Short exercise
Return every line below as is, leaving out the pictures.
╭──
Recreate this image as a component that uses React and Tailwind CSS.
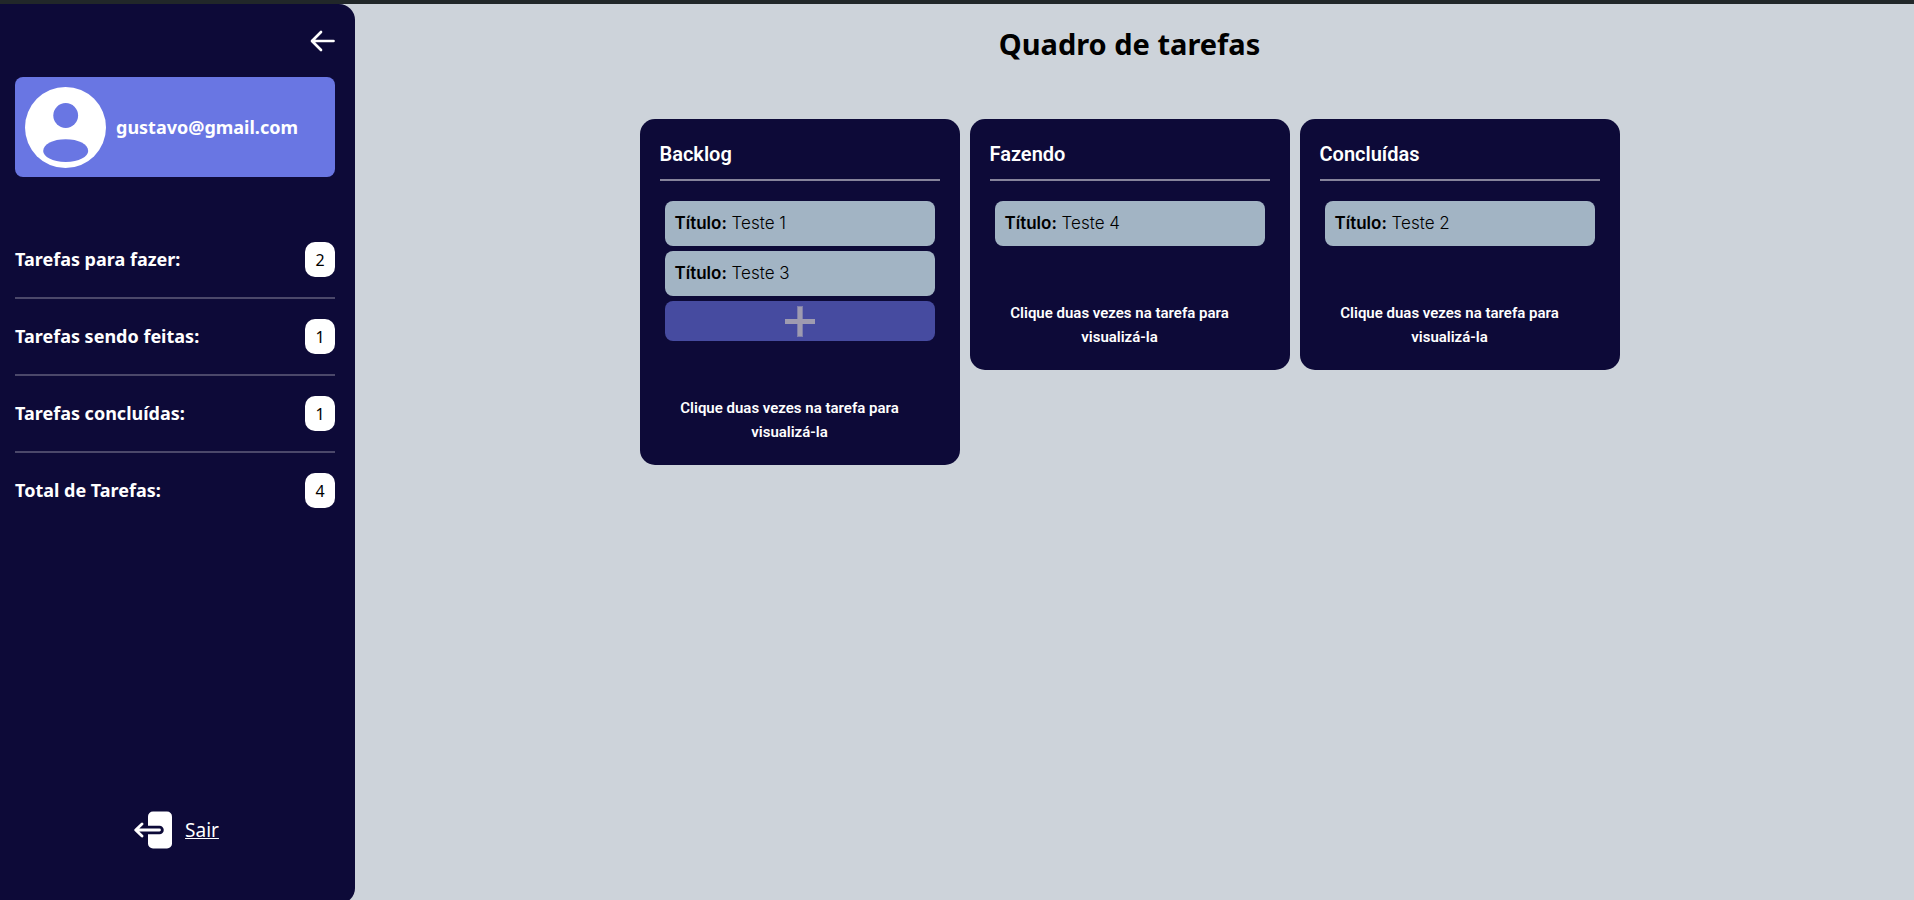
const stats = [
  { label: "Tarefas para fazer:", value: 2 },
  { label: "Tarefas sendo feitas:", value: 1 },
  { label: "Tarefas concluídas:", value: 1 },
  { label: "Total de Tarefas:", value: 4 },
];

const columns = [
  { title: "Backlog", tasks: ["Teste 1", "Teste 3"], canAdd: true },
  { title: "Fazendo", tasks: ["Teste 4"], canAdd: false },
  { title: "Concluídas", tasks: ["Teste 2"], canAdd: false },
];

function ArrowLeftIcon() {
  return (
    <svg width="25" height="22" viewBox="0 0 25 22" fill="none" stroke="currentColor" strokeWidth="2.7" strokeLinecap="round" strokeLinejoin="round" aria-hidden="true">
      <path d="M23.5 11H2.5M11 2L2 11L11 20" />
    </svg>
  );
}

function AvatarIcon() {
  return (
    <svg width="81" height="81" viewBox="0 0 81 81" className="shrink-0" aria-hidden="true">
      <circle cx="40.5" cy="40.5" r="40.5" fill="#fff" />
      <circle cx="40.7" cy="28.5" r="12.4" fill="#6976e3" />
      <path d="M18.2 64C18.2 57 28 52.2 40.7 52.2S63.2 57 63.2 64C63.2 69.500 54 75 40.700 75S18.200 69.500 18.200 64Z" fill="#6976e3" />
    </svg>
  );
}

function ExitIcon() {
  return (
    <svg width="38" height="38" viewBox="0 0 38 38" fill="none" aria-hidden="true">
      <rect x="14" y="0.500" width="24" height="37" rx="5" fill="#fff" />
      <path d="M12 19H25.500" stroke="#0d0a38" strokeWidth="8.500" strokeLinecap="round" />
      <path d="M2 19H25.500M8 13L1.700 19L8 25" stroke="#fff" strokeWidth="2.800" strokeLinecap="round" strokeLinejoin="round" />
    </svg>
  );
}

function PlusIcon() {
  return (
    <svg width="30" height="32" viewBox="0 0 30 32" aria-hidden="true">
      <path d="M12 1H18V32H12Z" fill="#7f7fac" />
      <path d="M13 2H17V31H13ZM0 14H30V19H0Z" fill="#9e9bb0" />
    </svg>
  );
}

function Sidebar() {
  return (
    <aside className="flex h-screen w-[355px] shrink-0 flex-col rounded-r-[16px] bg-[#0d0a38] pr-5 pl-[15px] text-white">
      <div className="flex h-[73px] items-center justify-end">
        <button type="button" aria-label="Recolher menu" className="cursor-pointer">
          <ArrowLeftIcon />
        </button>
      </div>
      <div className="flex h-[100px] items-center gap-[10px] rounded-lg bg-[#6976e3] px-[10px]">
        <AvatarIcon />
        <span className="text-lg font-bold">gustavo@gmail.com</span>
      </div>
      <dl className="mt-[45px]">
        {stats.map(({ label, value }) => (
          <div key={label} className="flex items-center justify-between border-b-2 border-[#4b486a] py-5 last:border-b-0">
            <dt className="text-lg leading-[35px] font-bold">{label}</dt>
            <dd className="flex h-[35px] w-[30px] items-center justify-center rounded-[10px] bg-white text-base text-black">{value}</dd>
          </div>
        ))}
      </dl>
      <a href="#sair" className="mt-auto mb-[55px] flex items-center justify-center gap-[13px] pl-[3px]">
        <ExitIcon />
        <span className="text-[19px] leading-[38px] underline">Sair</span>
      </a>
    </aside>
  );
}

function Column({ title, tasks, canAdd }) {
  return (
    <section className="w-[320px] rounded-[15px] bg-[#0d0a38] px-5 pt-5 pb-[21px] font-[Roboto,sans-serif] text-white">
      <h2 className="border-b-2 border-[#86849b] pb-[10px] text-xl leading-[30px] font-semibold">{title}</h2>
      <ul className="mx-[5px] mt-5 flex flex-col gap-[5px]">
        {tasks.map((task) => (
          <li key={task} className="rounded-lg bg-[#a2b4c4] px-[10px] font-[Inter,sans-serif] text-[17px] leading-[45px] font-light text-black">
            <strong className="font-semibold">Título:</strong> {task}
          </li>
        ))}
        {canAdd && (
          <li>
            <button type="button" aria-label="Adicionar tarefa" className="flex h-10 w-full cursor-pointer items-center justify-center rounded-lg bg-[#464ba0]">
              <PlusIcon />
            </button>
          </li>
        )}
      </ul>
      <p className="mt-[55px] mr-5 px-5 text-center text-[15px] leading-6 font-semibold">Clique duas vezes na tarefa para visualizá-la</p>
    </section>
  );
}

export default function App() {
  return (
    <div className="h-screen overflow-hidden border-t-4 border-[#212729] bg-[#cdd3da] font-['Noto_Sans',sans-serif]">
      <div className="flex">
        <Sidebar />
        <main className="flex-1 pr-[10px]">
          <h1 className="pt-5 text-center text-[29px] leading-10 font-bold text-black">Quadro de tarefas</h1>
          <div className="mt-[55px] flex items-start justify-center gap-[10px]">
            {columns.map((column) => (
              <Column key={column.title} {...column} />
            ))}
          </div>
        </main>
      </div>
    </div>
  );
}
╰──
Written response
Recreate this image as a component that uses React and Tailwind CSS.
const stats = [
  { label: "Tarefas para fazer:", value: 2 },
  { label: "Tarefas sendo feitas:", value: 1 },
  { label: "Tarefas concluídas:", value: 1 },
  { label: "Total de Tarefas:", value: 4 },
];

const columns = [
  { title: "Backlog", tasks: ["Teste 1", "Teste 3"], canAdd: true },
  { title: "Fazendo", tasks: ["Teste 4"], canAdd: false },
  { title: "Concluídas", tasks: ["Teste 2"], canAdd: false },
];

function ArrowLeftIcon() {
  return (
    <svg width="25" height="22" viewBox="0 0 25 22" fill="none" stroke="currentColor" strokeWidth="2.7" strokeLinecap="round" strokeLinejoin="round" aria-hidden="true">
      <path d="M23.5 11H2.5M11 2L2 11L11 20" />
    </svg>
  );
}

function AvatarIcon() {
  return (
    <svg width="81" height="81" viewBox="0 0 81 81" className="shrink-0" aria-hidden="true">
      <circle cx="40.5" cy="40.5" r="40.5" fill="#fff" />
      <circle cx="40.7" cy="28.5" r="12.4" fill="#6976e3" />
      <path d="M18.2 64C18.2 57 28 52.2 40.7 52.2S63.2 57 63.2 64C63.2 69.500 54 75 40.700 75S18.200 69.500 18.200 64Z" fill="#6976e3" />
    </svg>
  );
}

function ExitIcon() {
  return (
    <svg width="38" height="38" viewBox="0 0 38 38" fill="none" aria-hidden="true">
      <rect x="14" y="0.500" width="24" height="37" rx="5" fill="#fff" />
      <path d="M12 19H25.500" stroke="#0d0a38" strokeWidth="8.500" strokeLinecap="round" />
      <path d="M2 19H25.500M8 13L1.700 19L8 25" stroke="#fff" strokeWidth="2.800" strokeLinecap="round" strokeLinejoin="round" />
    </svg>
  );
}

function PlusIcon() {
  return (
    <svg width="30" height="32" viewBox="0 0 30 32" aria-hidden="true">
      <path d="M12 1H18V32H12Z" fill="#7f7fac" />
      <path d="M13 2H17V31H13ZM0 14H30V19H0Z" fill="#9e9bb0" />
    </svg>
  );
}

function Sidebar() {
  return (
    <aside className="flex h-screen w-[355px] shrink-0 flex-col rounded-r-[16px] bg-[#0d0a38] pr-5 pl-[15px] text-white">
      <div className="flex h-[73px] items-center justify-end">
        <button type="button" aria-label="Recolher menu" className="cursor-pointer">
          <ArrowLeftIcon />
        </button>
      </div>
      <div className="flex h-[100px] items-center gap-[10px] rounded-lg bg-[#6976e3] px-[10px]">
        <AvatarIcon />
        <span className="text-lg font-bold">gustavo@gmail.com</span>
      </div>
      <dl className="mt-[45px]">
        {stats.map(({ label, value }) => (
          <div key={label} className="flex items-center justify-between border-b-2 border-[#4b486a] py-5 last:border-b-0">
            <dt className="text-lg leading-[35px] font-bold">{label}</dt>
            <dd className="flex h-[35px] w-[30px] items-center justify-center rounded-[10px] bg-white text-base text-black">{value}</dd>
          </div>
        ))}
      </dl>
      <a href="#sair" className="mt-auto mb-[55px] flex items-center justify-center gap-[13px] pl-[3px]">
        <ExitIcon />
        <span className="text-[19px] leading-[38px] underline">Sair</span>
      </a>
    </aside>
  );
}

function Column({ title, tasks, canAdd }) {
  return (
    <section className="w-[320px] rounded-[15px] bg-[#0d0a38] px-5 pt-5 pb-[21px] font-[Roboto,sans-serif] text-white">
      <h2 className="border-b-2 border-[#86849b] pb-[10px] text-xl leading-[30px] font-semibold">{title}</h2>
      <ul className="mx-[5px] mt-5 flex flex-col gap-[5px]">
        {tasks.map((task) => (
          <li key={task} className="rounded-lg bg-[#a2b4c4] px-[10px] font-[Inter,sans-serif] text-[17px] leading-[45px] font-light text-black">
            <strong className="font-semibold">Título:</strong> {task}
          </li>
        ))}
        {canAdd && (
          <li>
            <button type="button" aria-label="Adicionar tarefa" className="flex h-10 w-full cursor-pointer items-center justify-center rounded-lg bg-[#464ba0]">
              <PlusIcon />
            </button>
          </li>
        )}
      </ul>
      <p className="mt-[55px] mr-5 px-5 text-center text-[15px] leading-6 font-semibold">Clique duas vezes na tarefa para visualizá-la</p>
    </section>
  );
}

export default function App() {
  return (
    <div className="h-screen overflow-hidden border-t-4 border-[#212729] bg-[#cdd3da] font-['Noto_Sans',sans-serif]">
      <div className="flex">
        <Sidebar />
        <main className="flex-1 pr-[10px]">
          <h1 className="pt-5 text-center text-[29px] leading-10 font-bold text-black">Quadro de tarefas</h1>
          <div className="mt-[55px] flex items-start justify-center gap-[10px]">
            {columns.map((column) => (
              <Column key={column.title} {...column} />
            ))}
          </div>
        </main>
      </div>
    </div>
  );
}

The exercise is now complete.